> Given data:

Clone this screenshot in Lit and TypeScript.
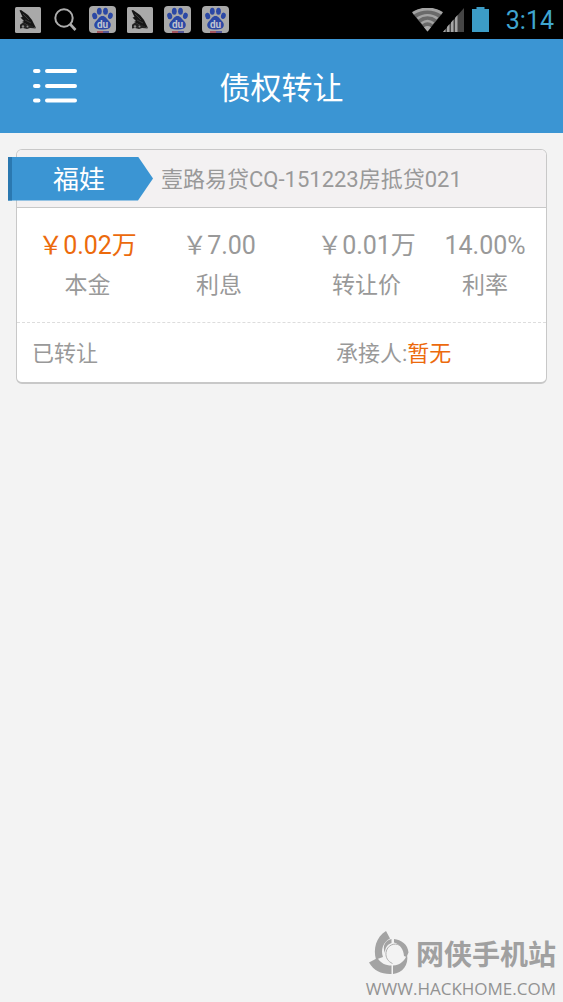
import { LitElement, html, css, svg } from "lit";
import { customElement, state } from "lit/decorators.js";
import { classMap } from "lit/directives/class-map.js";

interface Figure {
  value: string;
  label: string;
  accent?: boolean;
}

const sketchIcon = svg`<svg width="26" height="26" viewBox="0 0 26 26" aria-hidden="true">
  <rect width="26" height="26" rx="1.5" fill="#a9a9a9"/>
  <path d="M4.500 3.500L6 3l7 5 4 5 4 8-6-2-8-4 2-1-3.500-3.500L7.500 10z" fill="#151515"/>
  <path d="M8 7l6 6M10 13l6 3" stroke="#555" stroke-width=".6"/>
  <path d="M5 18c2-3 5-2 6-1s4 0 6 2l4 2.500-6-.5-3 1-4-1-3 .5z" fill="#222"/>
  <circle cx="8" cy="19.500" r="1.200" fill="#8a8a8a"/>
  <circle cx="12.500" cy="19.500" r="1" fill="#8a8a8a"/>
</svg>`;

const searchIcon = svg`<svg width="26" height="26" viewBox="0 0 26 26" fill="none" stroke="#adadad" aria-hidden="true">
  <circle cx="12" cy="11" r="8.700" stroke-width="2"/>
  <path d="M18 17l5.500 6" stroke-width="2.600"/>
</svg>`;

const pawIcon = svg`<svg width="27" height="28" viewBox="0 0 27 28" aria-hidden="true">
  <rect width="27" height="27" rx="4" fill="#a9a9a9"/>
  <g fill="#2b48a5">
    <ellipse cx="5.700" cy="10" rx="2.500" ry="3.200" transform="rotate(-12 5.700 10)"/>
    <ellipse cx="10.300" cy="5.200" rx="2.400" ry="3.500"/>
    <ellipse cx="16.500" cy="5.200" rx="2.400" ry="3.500"/>
    <ellipse cx="21.400" cy="9.800" rx="2.400" ry="3.200" transform="rotate(12 21.400 9.800)"/>
    <path d="M13.500 10c3 0 4 2.500 6 4.500 2.200 2.100 2.800 4 2 6-1 2.600-3.500 3-8 2.900-4.500.1-7-.3-8-2.900-.8-2 .1-3.900 2.200-6C9.600 12.500 10.500 10 13.500 10z"/>
  </g>
  <text x="13.500" y="21.500" text-anchor="middle" fill="#c0c4d0" font-family="Roboto, sans-serif" font-size="10" font-weight="700">du</text>
  <path d="M8 26h6" stroke="#a33a4a" stroke-width="1.500"/>
  <path d="M14 26h6" stroke="#3a3f96" stroke-width="1.500"/>
</svg>`;

const wifiIcon = svg`<svg width="31" height="24" viewBox="0 0 31 24" fill="none" aria-hidden="true">
  <path d="M0 4.500C9-1.500 22-1.500 31 4.500L15.500 23.500z" fill="#6a6a6a"/>
  <path d="M1 5.200c9-5.500 20-5.500 29 0" stroke="#a4a4a4" stroke-width="3"/>
  <path d="M5.500 10.500c6-4.500 14-4.500 20 0M9.500 15.200c4-3 8-3 12 0" stroke="#a4a4a4" stroke-width="2.400"/>
  <path d="M12 19.200c2-1.600 5-1.600 7 0l-3.500 4.300z" fill="#acacac"/>
</svg>`;

const signalIcon = svg`<svg width="21" height="24" viewBox="0 0 21 24" aria-hidden="true">
  <path d="M0 24L21 0v24z" fill="#454545"/>
  <path d="M0 24l2.500-3v3zM4 24v-5l2.500-3v8zM8 24v-9.500l2.500-3V24zM12 24V10l2.500-3v17z" fill="#a6a6a6"/>
</svg>`;

const batteryIcon = svg`<svg width="17" height="25" viewBox="0 0 17 25" aria-hidden="true">
  <path d="M4.500 0h8v2H17v23H0V2h4.500z" fill="#3c9cc6"/>
</svg>`;

const menuIcon = svg`<svg width="44" height="36" viewBox="0 0 44 36" fill="none" stroke="#fff" stroke-width="4" stroke-linecap="round" aria-hidden="true">
  <path d="M2 3h3.500M14 3h28M2 18h3.500M14 18h28M2 32.500h3.500M14 32.500h28"/>
</svg>`;

const swirlLogo = svg`<svg width="40" height="44" viewBox="0 0 40 44" aria-hidden="true">
  <g fill="#a3a3a3">
    <path d="M17 0l4 7.500C14 11 11.500 19 14 26l-7 2.500C4 18 7 6 17 0z"/>
    <path d="M0 31.500L8.500 27c3 5 8 7.500 14 7.500V43C13 43.500 5 40 0 31.500z"/>
    <path d="M24 34.500c7.500-.5 12-5 14-11C40 34 33.500 42 24 43z"/>
    <path d="M25 8c7 .5 14 5.500 14.500 13.500l-2 4.500-2.500-1C34.500 18 31 13.500 25 11.500z"/>
    <path d="M22.500 8v4c-4.500 1.500-6.500 5-6.500 10C13 15 16 9.500 22.500 8z"/>
  </g>
  <path d="M31 14.500c-6-3.500-13 0-14 7-.6 5 2 9 6.500 11" fill="none" stroke="#b0b0b0"/>
</svg>`;

@customElement("status-bar")
class StatusBar extends LitElement {
  static styles = css`
    :host {
      display: flex;
      align-items: center;
      justify-content: space-between;
      height: 39px;
      padding: 0 9px 0 15px;
      background: #000;
      color: #3fa5cf;
      font: 25px/39px Roboto, sans-serif;
    }
    .group {
      display: flex;
      align-items: center;
    }
    .apps {
      gap: 11px;
    }
    .battery {
      margin: 0 17px 0 8px;
    }
    time {
      padding-top: 2px;
    }
    svg {
      display: block;
    }
  `;

  render() {
    return html`
      <div class="group apps">
        ${sketchIcon}${searchIcon}${pawIcon}${sketchIcon}${pawIcon}${pawIcon}
      </div>
      <div class="group">
        ${wifiIcon}${signalIcon}
        <span class="battery">${batteryIcon}</span>
        <time>3:14</time>
      </div>
    `;
  }
}

@customElement("transfer-card")
class TransferCard extends LitElement {
  @state() private figures: Figure[] = [
    { value: "￥0.02万", label: "本金", accent: true },
    { value: "￥7.00", label: "利息" },
    { value: "￥0.01万", label: "转让价" },
    { value: "14.00%", label: "利率" },
  ];

  static styles = css`
    :host {
      display: block;
      border: 1px solid #c8c8c8;
      border-bottom-width: 2px;
      border-radius: 6px;
      background: #fff;
      color: #999;
    }
    .head {
      display: flex;
      align-items: center;
      gap: 8px;
      height: 57px;
      margin-left: -9px;
    }
    .top {
      background: #f3f1f2;
      border-bottom: 1px solid #c8c8c8;
      border-radius: 5px 5px 0 0;
    }
    .ribbon {
      flex: none;
      box-sizing: border-box;
      width: 145px;
      padding: 2px 0 0 41px;
      border-left: 4px solid #2a78b0;
      background: #3b95d3;
      clip-path: polygon(0 0, 130px 0, 100% 50%, 130px 100%, 0 100%);
      color: #fff;
      font-size: 26px;
      line-height: 42px;
    }
    h2 {
      margin: 0;
      padding-top: 2px;
      font-size: 22px;
      font-weight: 400;
      line-height: 32px;
      white-space: nowrap;
    }
    dl {
      display: grid;
      grid-template-columns: 123fr 140fr 155fr 82fr;
      margin: 0;
      padding: 18px 20px 17px 9px;
      border-bottom: 1px dashed #ddd;
      text-align: center;
      white-space: nowrap;
    }
    .figure {
      display: flex;
      flex-direction: column-reverse;
      justify-content: flex-end;
    }
    dt {
      font-size: 23px;
      line-height: 39px;
    }
    dd {
      margin: 0;
      font-size: 25px;
      line-height: 40px;
    }
    .accent {
      color: #ec6a0c;
    }
    .foot {
      display: grid;
      grid-template-columns: 304fr 210fr;
      padding: 15px 0 12px 15px;
      font-size: 22px;
      line-height: 32px;
    }
  `;

  render() {
    return html`
      <div class="top">
        <div class="head">
          <span class="ribbon">福娃</span>
          <h2>壹路易贷CQ-151223房抵贷021</h2>
        </div>
      </div>
      <dl>
        ${this.figures.map(
          (f) => html`<div class="figure">
            <dt>${f.label}</dt>
            <dd class=${classMap({ accent: !!f.accent })}>${f.value}</dd>
          </div>`
        )}
      </dl>
      <div class="foot">
        <span>已转让</span>
        <span>承接人:<span class="accent">暂无</span></span>
      </div>
    `;
  }
}

@customElement("app-root")
class AppRoot extends LitElement {
  static styles = css`
    :host {
      display: flex;
      flex-direction: column;
      min-height: 100vh;
      background: #f3f3f3;
      font-family: Roboto, "Noto Sans CJK SC", sans-serif;
    }
    header {
      display: grid;
      grid-template-columns: 1fr auto 1fr;
      align-items: center;
      height: 94px;
      padding: 0 33px;
      background: #3b95d3;
      color: #fff;
    }
    button {
      justify-self: start;
      padding: 0;
      border: 0;
      background: none;
      cursor: pointer;
    }
    svg {
      display: block;
    }
    h1 {
      margin: 0;
      padding-top: 6px;
      font-size: 31px;
      font-weight: 400;
      line-height: 46px;
    }
    main {
      flex: 1;
      padding: 16px;
    }
    footer {
      display: flex;
      flex-direction: column;
      align-items: flex-end;
      padding: 0 7px;
      color: #999;
    }
    .brand {
      display: flex;
      align-items: center;
      gap: 7px;
      color: #a0a0a0;
      font-size: 28px;
      font-weight: 700;
      line-height: 40px;
    }
    .brand span {
      padding-top: 6px;
    }
    .site {
      color: #929292;
      font-family: "Open Sans", sans-serif;
      font-size: 17px;
      line-height: 26px;
    }
  `;

  render() {
    return html`
      <status-bar></status-bar>
      <header>
        <button type="button" aria-label="菜单">${menuIcon}</button>
        <h1>债权转让</h1>
      </header>
      <main><transfer-card></transfer-card></main>
      <footer>
        <div class="brand">${swirlLogo}<span>网侠手机站</span></div>
        <span class="site">WWW.HACKHOME.COM</span>
      </footer>
    `;
  }
}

> Brief: Identify each line containing the string "this" and copy it out.

> Exercise result:
Clone this screenshot in Lit and TypeScript.
        ${this.figures.map(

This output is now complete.